A more globalised world has changed the face of fashion. New trends and fashion can be mass produced and sold to consumers at lightening speed for the lowest possible cost. Outsourcing factories to poorer countries has driven the price of clothing down to a minimum (even when the cost of transporting across vast oceans is factored in). The product of fast fashion was a throwaway culture. People are now culturally conditioned to buy an item of clothing, wear it a few times and then throw it out as a new season, with tantalising new trends, comes in.

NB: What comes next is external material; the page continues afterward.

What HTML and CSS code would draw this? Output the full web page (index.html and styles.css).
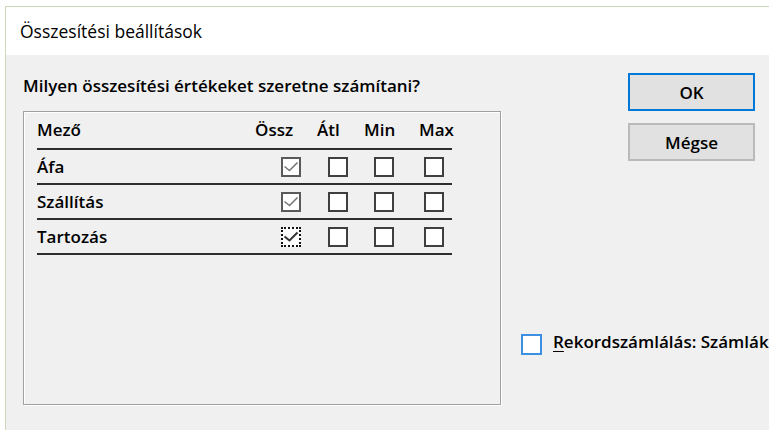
FILE: index.html
```html
<!DOCTYPE html>
<html lang="hu">
<head>
<meta charset="utf-8">
<title>Összesítési beállítások</title>
<link rel="stylesheet" href="styles.css">
</head>
<body>
<div class="window">
  <div class="titlebar">Összesítési beállítások</div>
  <div class="client">
    <div class="main">
      <div class="prompt">Milyen összesítési értékeket szeretne számítani?</div>
      <div class="group">
        <div class="sums">
          <div class="row head">
            <div class="field">Mező</div>
            <div class="cell">Össz</div>
            <div class="cell">Átl</div>
            <div class="cell">Min</div>
            <div class="cell">Max</div>
          </div>
          <div class="row">
            <div class="field">Áfa</div>
            <div class="cell col-sum"><span class="check checked"><svg viewBox="0 0 20 20"><polyline points="3.5,9.5 8.5,13.5 16.5,5.5"/></svg></span></div>
            <div class="cell col-avg"><span class="check"></span></div>
            <div class="cell col-min"><span class="check"></span></div>
            <div class="cell col-max"><span class="check"></span></div>
          </div>
          <div class="row">
            <div class="field">Szállítás</div>
            <div class="cell col-sum"><span class="check checked"><svg viewBox="0 0 20 20"><polyline points="3.5,9.5 8.5,13.5 16.5,5.5"/></svg></span></div>
            <div class="cell col-avg"><span class="check"></span></div>
            <div class="cell col-min"><span class="check"></span></div>
            <div class="cell col-max"><span class="check"></span></div>
          </div>
          <div class="row">
            <div class="field">Tartozás</div>
            <div class="cell col-sum"><span class="check checked focused"><svg viewBox="0 0 20 20"><polyline points="3.5,9.5 8.5,13.5 16.5,5.5"/></svg></span></div>
            <div class="cell col-avg"><span class="check"></span></div>
            <div class="cell col-min"><span class="check"></span></div>
            <div class="cell col-max"><span class="check"></span></div>
          </div>
        </div>
      </div>
    </div>
    <div class="side">
      <button class="btn default" type="button">OK</button>
      <button class="btn" type="button">Mégse</button>
      <label class="record">
        <span class="record-box"></span>
        <span class="record-text"><u>R</u>ekordszámlálás: Számlák</span>
      </label>
    </div>
  </div>
</div>
</body>
</html>
```

FILE: styles.css
```css
html, body {
  margin: 0;
  padding: 0;
  background: #ffffff;
  overflow: hidden;
}

body {
  font-family: "Open Sans", "Noto Sans", "DejaVu Sans", sans-serif;
  color: #000000;
}

/* dialog frame: thin tinted edge along top and left */
.window {
  margin: 6px 0 0 5px;
  width: calc(100vw - 5px);
  border-top: 1px solid #cdd9bd;
  border-left: 1px solid #cdd9bd;
  box-sizing: border-box;
}

.titlebar {
  height: 48px;
  line-height: 48px;
  padding-left: 14px;
  font-size: 17.5px;
  font-weight: 400;
  background: #ffffff;
}

.client {
  box-sizing: border-box;
  display: flex;
  align-items: flex-start;
  height: 375px;
  padding: 18px 0 0 17px;
  background: #f0f0f0;
  overflow: hidden;
}

.main {
  width: 478px;
  flex: none;
}

.prompt {
  margin-top: 3px;
  font-size: 17px;
  font-weight: 600;
  line-height: 20px;
  white-space: nowrap;
}

/* etched group frame */
.group {
  box-sizing: border-box;
  margin-top: 15px;
  height: 294px;
  padding: 0 0 0 13px;
  border: 1px solid #a0a0a0;
  box-shadow: 1px 1px 0 #ffffff, inset 1px 1px 0 #ffffff;
}

.sums {
  width: 415px;
}

.row {
  display: grid;
  grid-template-columns: 218px 62px 47px 55px 33px;
  align-items: center;
  height: 33px;
  border-bottom: 2px solid #2e2e2e;
  font-size: 17px;
  font-weight: 600;
  line-height: 24px;
}

.row.head {
  height: 38px;
  box-sizing: border-box;
  align-items: end;
  padding-bottom: 6px;
}

.field {
  white-space: nowrap;
}

.cell {
  display: flex;
  white-space: nowrap;
}

.col-sum .check { margin-left: 26px; }
.col-avg .check { margin-left: 11px; }
.col-min .check { margin-left: 10px; }
.col-max .check { margin-left: 5px; }

.check {
  box-sizing: border-box;
  display: block;
  flex: none;
  position: relative;
  width: 20px;
  height: 20px;
  background: #ffffff;
  border: 2px solid #3f3f3f;
}

.check svg {
  position: absolute;
  left: -2px;
  top: -2px;
  width: 20px;
  height: 20px;
}

.check polyline {
  fill: none;
  stroke: #777777;
  stroke-width: 1.6;
}

.check.checked {
  border-color: #5a5a5a;
}

.check.focused {
  border: 2px dotted #111111;
}

.check.focused polyline {
  stroke: #333333;
  stroke-width: 2;
}

.side {
  display: flex;
  flex-direction: column;
  margin-left: 20px;
}

.btn {
  box-sizing: border-box;
  width: 127px;
  height: 38px;
  margin-left: 107px;
  padding: 0;
  background: #e1e1e1;
  border: 2px solid #bababa;
  border-radius: 0;
  font-family: inherit;
  font-size: 17px;
  font-weight: 600;
  color: #000000;
}

.btn + .btn {
  margin-top: 12px;
}

.btn.default {
  border-color: #0078d7;
}

.record {
  display: flex;
  align-items: center;
  gap: 11px;
  margin-top: 169px;
  font-size: 17px;
  font-weight: 600;
  line-height: 24px;
  white-space: nowrap;
}

.record-box {
  box-sizing: border-box;
  width: 21px;
  height: 21px;
  flex: none;
  background: #ffffff;
  border: 2px solid #3d8fe3;
}

.record-text {
  margin-bottom: 4px;
}

.record-text u {
  text-underline-offset: 3px;
}
```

‘Sustainable’ fashion- a relatively new concept in comparison to ‘globalised’ or ‘fast’ fashion. Animal welfare, labour conditions, carbon footprint, how long a garment lasts, recycling and material choice are all elements of sustainable fashion, but the list goes on. To different companies and brands, sustainable fashion means different things, leaving consumers confused, uninspired and unable to resonate with the true meaning of sustainability. Some say sustainable fashion is simply environmentally friendly, yet this is part of the wider trend that is ‘ethical’ fashion. The broad definition of sustainable is to continue indefinitely, but when applied to fashion, it boils down to this: a complete system (from manufacture to disposal) that uses resources in a way that does not compromise the needs of future generations, has a minimal impact on the environment and also one that enriches and supports communities at all levels of development.
Globalising the fashion industry has proved it’s ability to drive change, but has also shown how the industry has the power to induce a shift in consumer attitudes. Fashion is the most influential communication platform in existence. This power should be harnessed and used for the greater good. The industry has the potential to be an innovator instead of a destroyer, and can make sustainable fashion fashionable.